In 2018, León and his team decided to take a different approach. He explained: “We turned the sea upside down. We wanted to really look at the ocean floor to see what secrets it held.” What they found in the murky depths was a vast and varied garden of ocean flora: roots, fruits, leaves. León has a tendency to liken everything he finds underwater to a terrestrial analog, and soon his menus were brimming with sea pears, sea tomatoes, sea artichokes. The so-called vegetables didn’t have the same impact as sparkling crab guts or fish-belly bacon, but León knew he needed to keep his focus on the ocean floor.
That’s how he found something he had been staring at all along. León remembered as a kid in Cádiz seeing vast fields of rice along the fringes of the bay. As he talked to his team, he realized that what he -recalled as rice was actually Zostera marina, eelgrass that grows in coastline meadows around the world.
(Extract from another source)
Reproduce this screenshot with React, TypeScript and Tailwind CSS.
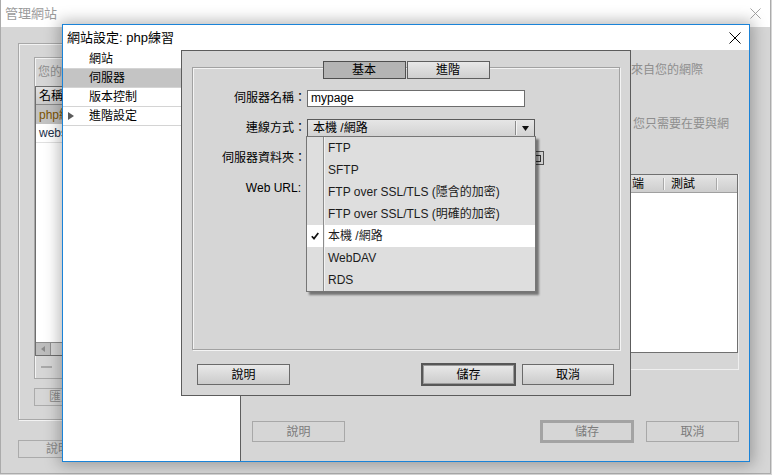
import React from 'react';

function CloseIcon({ className }: { className?: string }) {
  return (
    <svg viewBox="0 0 12 12" className={className} fill="none" stroke="currentColor" strokeWidth="1">
      <path d="M0.5 0.5 L11.5 11.5 M11.5 0.5 L0.5 11.5" />
    </svg>
  );
}

function CheckIcon() {
  return (
    <svg viewBox="0 0 8 8" className="w-[8px] h-[8px]" fill="none" stroke="#111" strokeWidth="1.7">
      <path d="M0.8 4.2 L3 6.6 L7.3 1" />
    </svg>
  );
}

const menuItems = [
  'FTP',
  'SFTP',
  'FTP over SSL/TLS (隱含的加密)',
  'FTP over SSL/TLS (明確的加密)',
  '本機 /網路',
  'WebDAV',
  'RDS',
];

export default function App() {
  return (
    <div className="relative w-[772px] h-[475px] overflow-hidden bg-[#d6d6d6] text-[12px] leading-[16px] text-black [font-family:'Liberation_Sans','Noto_Sans_CJK_TC',sans-serif]">
      {/* 管理網站 (背景視窗) */}
      <div className="flex flex-col w-[771px] h-[474px] border-l border-r border-b border-[#ababab]">
        <div className="flex items-center justify-between h-[27px] bg-white pl-[4px] pr-[9px]">
          <span className="text-[13px] text-[#9b9b9b]">管理網站</span>
          <CloseIcon className="w-[11px] h-[11px] text-[#9a9a9a]" />
        </div>
        <div className="flex-1 pl-[17px] pt-[16px]">
          <div className="w-[400px] h-[377px] border border-[#a8a8a8] shadow-[inset_1px_1px_0_#f3f3f3,1px_1px_0_#f3f3f3] pt-[13px] pl-[15px]">
            <div className="flex flex-col w-[360px] h-[322px] border border-[#a8a8a8] shadow-[inset_1px_1px_0_#f3f3f3]">
              <div className="h-[28px] flex items-center pl-[3px] text-[#8e8e8e]">您的網站</div>
              <div className="flex flex-col h-[270px] border border-[#6e6e6e] bg-white">
                <div className="h-[18px] flex items-center pl-[3px] bg-linear-to-b from-[#e2e2e2] to-[#cbcbcb] border-b border-[#8a8a8a]">名稱</div>
                <div className="h-[19px] flex items-center pl-[3px] bg-[#c3c3c3] text-[#7d5300]">php練習</div>
                <div className="h-[19px] flex items-center pl-[3px] text-[#22304a] border-b border-[#e0e0e0]">website</div>
                <div className="flex-1" />
                <div className="h-[13px] flex bg-[#d6d6d6] border-t border-[#8e8e8e]">
                  <div className="w-[15px] flex items-center justify-center bg-[#bdbdbd] border-r border-[#8e8e8e]">
                    <svg viewBox="0 0 4 6" className="w-[4px] h-[6px]" fill="#8a8a8a">
                      <path d="M4 0 L0 3 L4 6 Z" />
                    </svg>
                  </div>
                </div>
              </div>
              <div className="pl-[6px] pt-[10px]">
                <div className="w-[11px] h-[2px] bg-[#a9a9a9]" />
              </div>
            </div>
            <div className="mt-[9px] w-[100px] h-[18px] border border-[#ababab] flex items-center pl-[14px] text-[#8a8a8a]">匯入</div>
          </div>
          <div className="mt-[20px] w-[120px] h-[18px] border border-[#ababab] flex items-center pl-[27px] text-[#8a8a8a]">說明</div>
        </div>
      </div>

      {/* 網站設定: php練習 */}
      <div className="absolute left-[62px] top-[24px] w-[688px] h-[438px] flex flex-col bg-[#d6d6d6] border border-[#1a83d8] shadow-[0_0_14px_3px_rgba(0,0,0,0.28)]">
        <div className="flex items-center justify-between h-[25px] bg-white pl-[4px] pr-[8px]">
          <span className="text-[13px]">網站設定: php練習</span>
          <CloseIcon className="w-[12px] h-[12px] text-black" />
        </div>
        <div className="flex-1 flex">
          <div className="w-[178px] bg-white border-r border-[#5e5e5e]">
            <div className="h-[19px] flex items-center pl-[26px] border-b border-[#d4d4d4]">網站</div>
            <div className="h-[19px] flex items-center pl-[26px] bg-[#c4c4c4] border-b border-[#d4d4d4]">伺服器</div>
            <div className="h-[19px] flex items-center pl-[26px] border-b border-[#d4d4d4]">版本控制</div>
            <div className="h-[19px] flex items-center pl-[5px] border-b border-[#d4d4d4]">
              <svg viewBox="0 0 6 8" className="w-[6px] h-[8px]" fill="#5b5b5b">
                <path d="M0 0 L6 4 L0 8 Z" />
              </svg>
              <span className="ml-[15px]">進階設定</span>
            </div>
          </div>
          <div className="flex-1 flex flex-col">
            <div className="pl-[390px] pt-[12px] text-[#8e8e8e]">
              <p className="whitespace-nowrap">來自您的網際</p>
              <p className="whitespace-nowrap mt-[38px] pl-[2px]">您只需要在要與網</p>
            </div>
            <div className="ml-[389px] mt-[42px] w-[109px] h-[196px] border-r border-b border-[#efefef]">
              <div className="flex flex-col w-[108px] h-[179px] border border-[#707070] bg-white">
                <div className="h-[18px] flex items-center bg-linear-to-b from-[#e4e4e4] to-[#cdcdcd] border-b border-[#a0a0a0]">
                  <span className="w-[32px] pl-[1px]">端</span>
                  <span className="w-[1px] h-[12px] bg-[#a8a8a8]" />
                  <span className="w-[1px] h-[12px] bg-[#f5f5f5]" />
                  <span className="w-[51px] pl-[6px]">測試</span>
                  <span className="w-[1px] h-[12px] bg-[#a8a8a8]" />
                  <span className="w-[1px] h-[12px] bg-[#f5f5f5]" />
                </div>
              </div>
            </div>
            <div className="mt-auto flex items-center pl-[11px] pr-[10px] pb-[18px]">
              <div className="w-[93px] h-[21px] border border-[#a8a8a8] flex items-center justify-center text-[#7c7c7c]">說明</div>
              <div className="flex-1" />
              <div className="w-[94px] h-[23px] border-[3px] border-[#a3a3a3] flex items-center justify-center text-[#7c7c7c]">儲存</div>
              <div className="ml-[12px] w-[93px] h-[21px] border border-[#a8a8a8] flex items-center justify-center text-[#7c7c7c]">取消</div>
            </div>
          </div>
        </div>

        {/* 伺服器設定 */}
        <div className="absolute left-[118px] top-[25px] w-[450px] h-[346px] flex flex-col bg-[#d6d6d6] border border-[#5c5c5c] pt-[16px] px-[10px]">
          <div className="h-[283px] border border-[#a2a2a2] shadow-[inset_1px_1px_0_#f4f4f4,1px_1px_0_#f4f4f4]">
            <div className="flex justify-center gap-[1px] -mt-[7px]">
              <div className="w-[83px] h-[18px] flex items-center justify-center bg-[#b4b4b4] border border-[#4f4f4f]">基本</div>
              <div className="w-[83px] h-[18px] flex items-center justify-center bg-linear-to-b from-[#e8e8e8] to-[#cfcfcf] border border-[#5f5f5f]">進階</div>
            </div>
            <div className="mt-[10px] flex flex-col gap-[12px]">
              <div className="flex items-center h-[18px]">
                <span className="w-[113px] text-right">伺服器名稱：</span>
                <div className="ml-[1px] w-[218px] h-[17px] bg-white border border-[#6d6d6d] flex items-center pl-[3px]">mypage</div>
              </div>
              <div className="flex items-center h-[18px]">
                <span className="w-[113px] text-right">連線方式：</span>
                <div className="relative ml-[1px] w-[228px] h-[18px] flex items-center border border-[#5a5a5a] bg-linear-to-b from-[#e6e6e6] to-[#d2d2d2]">
                  <span className="flex-1 pl-[5px]">本機 /網路</span>
                  <span className="w-[1px] h-[14px] bg-[#8a8a8a]" />
                  <span className="w-[1px] h-[14px] bg-[#f4f4f4]" />
                  <span className="w-[17px] flex items-center justify-center">
                    <svg viewBox="0 0 7 5" className="w-[7px] h-[5px]" fill="#111">
                      <path d="M0 0 L7 0 L3.5 5 Z" />
                    </svg>
                  </span>

                  {/* 下拉選單 */}
                  <div className="absolute left-[-2px] top-[16px] z-10 w-[230px] h-[156px] flex flex-col bg-[#dedede] border border-[#767676] shadow-[3px_3px_2px_rgba(0,0,0,0.45)]">
                    {menuItems.map((item, i) => (
                      <div key={item} className={i === 4 ? 'h-[22px] flex bg-white' : 'h-[22px] flex'}>
                        <span className="w-[16px] flex items-center justify-center">{i === 4 && <CheckIcon />}</span>
                        <span className="w-[1px] bg-[#8c8c8c]" />
                        <span className="w-[1px] bg-[#f2f2f2]" />
                        <span className="flex items-center pl-[3px] text-[#1c1c1c] whitespace-nowrap">{item}</span>
                      </div>
                    ))}
                  </div>
                </div>
              </div>
              <div className="flex items-center h-[18px]">
                <span className="w-[113px] text-right">伺服器資料夾：</span>
                <div className="ml-[1px] w-[221px] h-[17px] bg-white border border-[#6d6d6d]" />
                <div className="ml-[2px] w-[14px] h-[14px] border border-[#505050] bg-[#cfcfcf] flex items-center justify-center">
                  <span className="w-[8px] h-[7px] border border-[#303030]" />
                </div>
              </div>
              <div className="flex items-center h-[18px]">
                <span className="w-[108px] text-right">Web URL:</span>
                <div className="ml-[6px] w-[218px] h-[17px] bg-white border border-[#6d6d6d]" />
              </div>
            </div>
          </div>
          <div className="mt-[13px] flex items-center h-[23px]">
            <div className="ml-[5px] w-[93px] h-[21px] flex items-center justify-center border border-[#6a6a6a] bg-linear-to-b from-[#e9e9e9] to-[#cbcbcb]">說明</div>
            <div className="flex-1" />
            <div className="w-[95px] h-[23px] flex items-center justify-center border-2 border-[#575757] shadow-[inset_0_0_0_1px_#9a9a9a] bg-linear-to-b from-[#e9e9e9] to-[#cbcbcb]">儲存</div>
            <div className="ml-[6px] mr-[6px] w-[92px] h-[21px] flex items-center justify-center border border-[#6a6a6a] bg-linear-to-b from-[#e9e9e9] to-[#cbcbcb]">取消</div>
          </div>
        </div>
      </div>
    </div>
  );
}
Juan Martín, Aponiente’s resident biologist who has worked with León for years, knew the plant well. “I had been studying seagrasses for 15 years—but always from the standpoint of the ecosystem. It never occurred to me or anyone else studying it that it was edible.” That is, until León showed up one day at Aponiente with a printout of a 1973 article in Science documenting the diet of the Seri, hunters and gatherers of Sonora, Mexico, who have eaten eelgrass for generations. Like many grains, it required an elaborate process of threshing, winnowing, toasting and pulverizing before being cooked into a slurry with water. The Seri ate the bland paste with condiments to punch up the flavor: honey or, preferably, sea-turtle oil.